We have a covering index that includes some pretty small data fields, but the index is HUGE. Here are some details:
Total documents in bucket: 14M
Total bucket data size: 17GB
Size of index: 9GB (size on disk when viewing the index file)
Num of docs in index: ~5M
We’re only pulling three small properties out, which average 60 characters all together. So the question being, how does 60 character of data across 5M docs get blown up into a 9GB index?
I also posted the following question, which we wonder is contributing to the hitting the two-minute limit.
To answer the question of “why” we have these large indexes, it’s mostly for aggregate queries. Here’s another example of query that hits the two-minute limit, but you would expect to be pretty quick over an indexed 14M doc dataset:
SELECT SUBSTR(meta().id,0,POSITION(meta().id,"-")), COUNT(meta().id)
FROM cloud_med
GROUP BY SUBSTR(meta().id,0,POSITION(meta().id,"-"))
We format our document keys into collections of sorts like this: type-client_name-unique_id. So the query above is handy to report on what “type” of data is contributing to the total document count. But this query almost always hits the two-minute index scan limit against the primary index.
Anyone have any ideas on this? I’ve seen some posts that talk about over-riding the timeout values using the REST API, but I’m not sure if those time-out values apply to the index scans.
SELECT SUBSTR(meta().id,0,POSITION(meta().id,"-")), COUNT(meta().id)
FROM cloud_med
GROUP BY SUBSTR(meta().id,0,POSITION(meta().id,"-"))

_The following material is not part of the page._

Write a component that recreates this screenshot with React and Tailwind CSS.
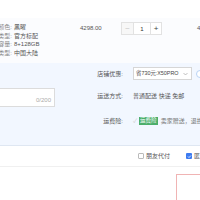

To do the grouping of the entire data set, we need to get the whole index data and then do the grouping.
There are couple of optimizations in CB 4.5 for you to exploit this by writing a small script:
SELECT phylum, COUNT(1) FROM bucket group by phylumn;
Step 1. SELECT min(phylum) from bucket where type = ‘blah’;
step 2: select count(1) from bucket where < full condition> AND phylum =
step 3: SELECT min(phylum) from bucket where type = ‘blah’ where phylum > “the previous value
step 4. repeat 2, 3 till you no longer get the min(phylum) value.
Now you have full result with least processing.
–
CB 4.5 optimizes some of the COUNT() and does a quick look up of MIN() using the index order.

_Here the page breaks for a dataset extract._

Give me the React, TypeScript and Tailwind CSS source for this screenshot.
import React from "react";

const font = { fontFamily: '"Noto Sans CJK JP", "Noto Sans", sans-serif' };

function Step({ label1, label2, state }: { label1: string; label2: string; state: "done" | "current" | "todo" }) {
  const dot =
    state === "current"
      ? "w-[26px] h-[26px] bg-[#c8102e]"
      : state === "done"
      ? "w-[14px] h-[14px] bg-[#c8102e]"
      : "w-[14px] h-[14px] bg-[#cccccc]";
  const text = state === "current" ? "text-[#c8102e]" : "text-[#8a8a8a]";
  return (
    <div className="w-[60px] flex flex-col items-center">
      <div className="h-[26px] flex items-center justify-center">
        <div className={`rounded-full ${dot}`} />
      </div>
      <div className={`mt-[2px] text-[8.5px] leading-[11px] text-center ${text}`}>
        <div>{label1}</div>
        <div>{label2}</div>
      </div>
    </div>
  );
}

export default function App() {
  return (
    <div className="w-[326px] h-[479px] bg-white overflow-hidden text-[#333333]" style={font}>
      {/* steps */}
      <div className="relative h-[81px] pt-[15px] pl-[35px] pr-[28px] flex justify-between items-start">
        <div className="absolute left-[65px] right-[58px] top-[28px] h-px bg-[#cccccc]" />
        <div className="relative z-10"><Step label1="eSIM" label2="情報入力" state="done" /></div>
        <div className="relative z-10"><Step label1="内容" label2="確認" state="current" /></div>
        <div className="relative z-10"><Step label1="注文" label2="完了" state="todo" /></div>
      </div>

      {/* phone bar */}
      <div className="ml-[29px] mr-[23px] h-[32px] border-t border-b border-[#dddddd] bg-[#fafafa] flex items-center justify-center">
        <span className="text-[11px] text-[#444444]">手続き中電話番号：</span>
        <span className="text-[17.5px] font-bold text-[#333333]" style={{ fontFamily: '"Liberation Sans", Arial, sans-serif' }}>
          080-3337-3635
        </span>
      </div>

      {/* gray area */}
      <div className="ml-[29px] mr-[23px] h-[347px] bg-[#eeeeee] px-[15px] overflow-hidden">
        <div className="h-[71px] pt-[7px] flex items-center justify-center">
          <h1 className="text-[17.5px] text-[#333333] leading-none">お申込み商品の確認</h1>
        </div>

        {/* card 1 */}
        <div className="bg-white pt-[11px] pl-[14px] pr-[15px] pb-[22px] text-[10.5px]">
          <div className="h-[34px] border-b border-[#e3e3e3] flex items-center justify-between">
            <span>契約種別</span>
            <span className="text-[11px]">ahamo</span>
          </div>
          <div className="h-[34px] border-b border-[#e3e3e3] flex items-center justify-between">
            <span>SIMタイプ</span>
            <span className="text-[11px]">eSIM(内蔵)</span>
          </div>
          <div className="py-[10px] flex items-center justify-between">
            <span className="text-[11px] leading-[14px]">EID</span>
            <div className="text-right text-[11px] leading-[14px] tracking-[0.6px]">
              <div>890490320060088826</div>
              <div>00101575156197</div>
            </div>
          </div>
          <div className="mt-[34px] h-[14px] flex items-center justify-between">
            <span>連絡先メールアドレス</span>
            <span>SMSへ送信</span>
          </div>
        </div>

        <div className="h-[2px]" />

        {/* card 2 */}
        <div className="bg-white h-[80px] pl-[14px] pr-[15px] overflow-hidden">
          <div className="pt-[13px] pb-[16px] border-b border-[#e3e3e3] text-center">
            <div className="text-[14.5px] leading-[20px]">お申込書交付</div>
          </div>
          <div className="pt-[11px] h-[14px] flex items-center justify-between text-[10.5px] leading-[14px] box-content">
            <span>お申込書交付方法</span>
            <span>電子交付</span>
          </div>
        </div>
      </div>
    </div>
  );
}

Index scan time out can be increased using the below setting change. The “ip” needs to be of the node where the index service is running.

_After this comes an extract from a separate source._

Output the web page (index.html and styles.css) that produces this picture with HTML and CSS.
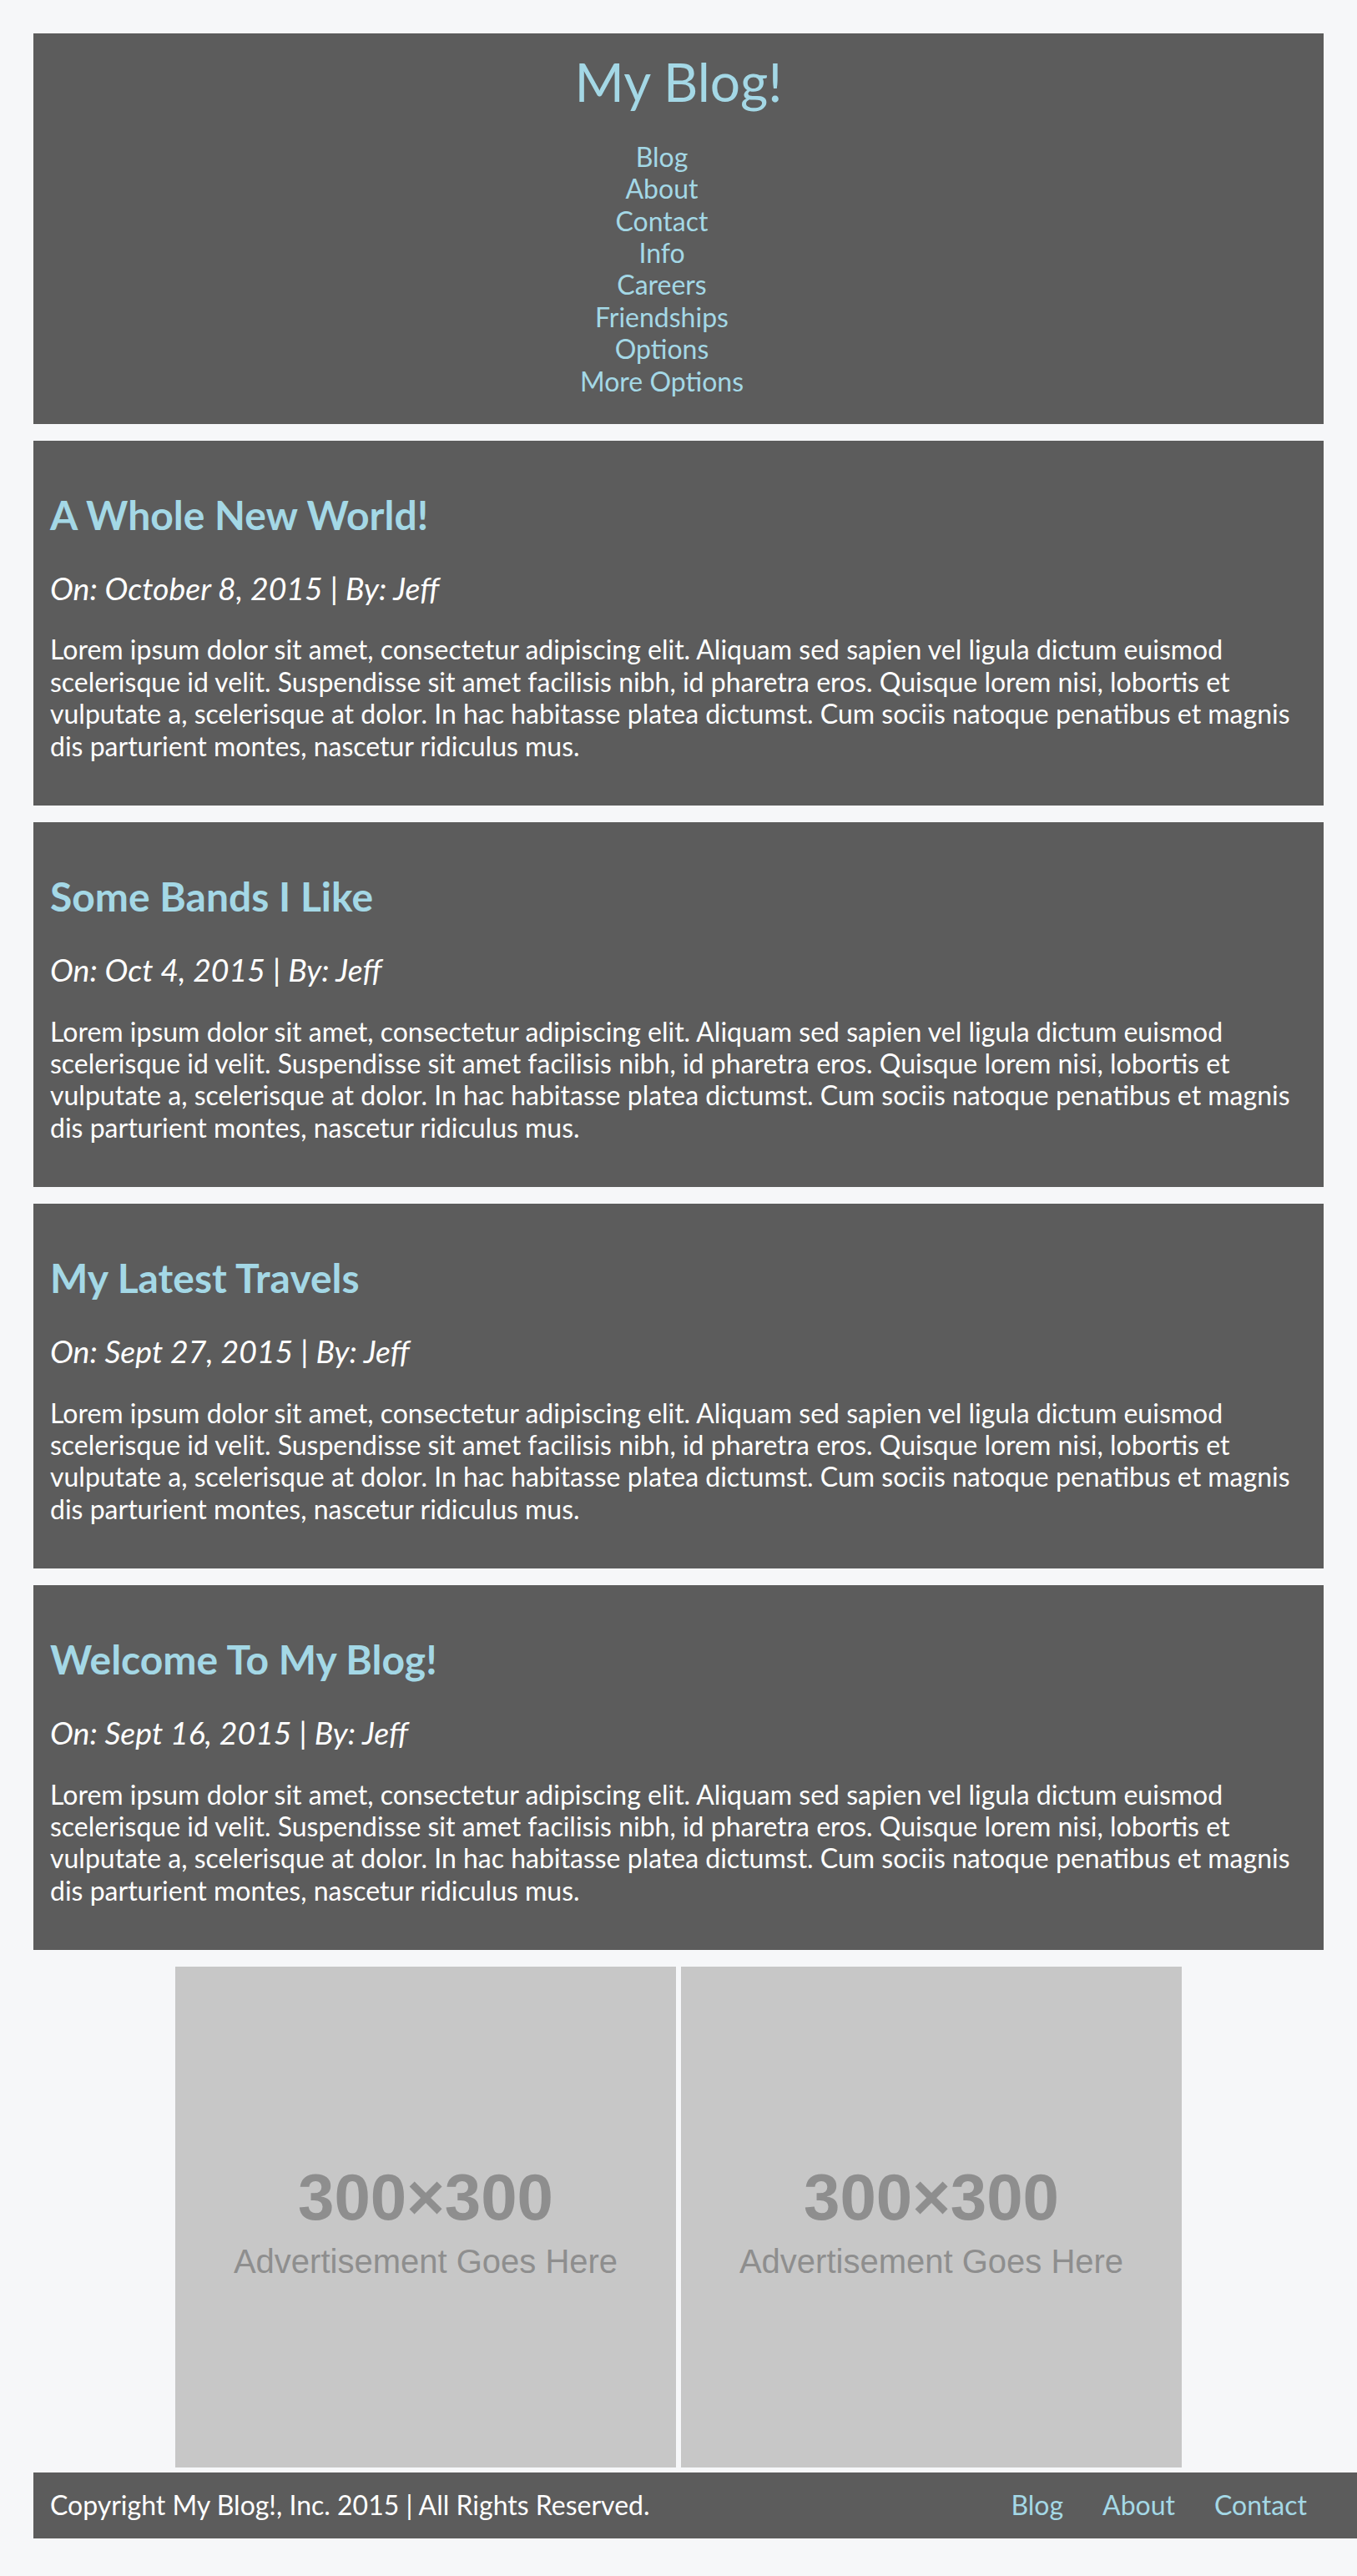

curl -X POST -u <user:pass> http://<ip>:9102/settings --data '{"indexer.settings.scan_timeout": <timeout_in_milliseconds>}'
But before changing the timeout, it is better to try to improve the query/index definition(see the next point).
If your queries do not have a where clause(e.g. the one mentioned in this post), smaller indexes are better. Otherwise the full large index is going to be scanned for every query which is not a good idea.
Also, if the small indexes are defined with “where” clause and the same predicate is used in the query, n1ql only needs to work with the small index and performance would be much better.
Along with the indexed fields, documentId is stored as part of the index storage. There is some write amplification in the storage as it needs to maintain the MVCC snapshots. What is the amount of fragmentation being reported for the index? If there is high fragmentation, disk usage would come down after compaction run.
Can you kindly elaborate on what do you mean by the curl request not working. Is the request not going through (or) was the request successful but the indexer did not honour the scan timeout setting? Will it be possible to share the logs for further analysis?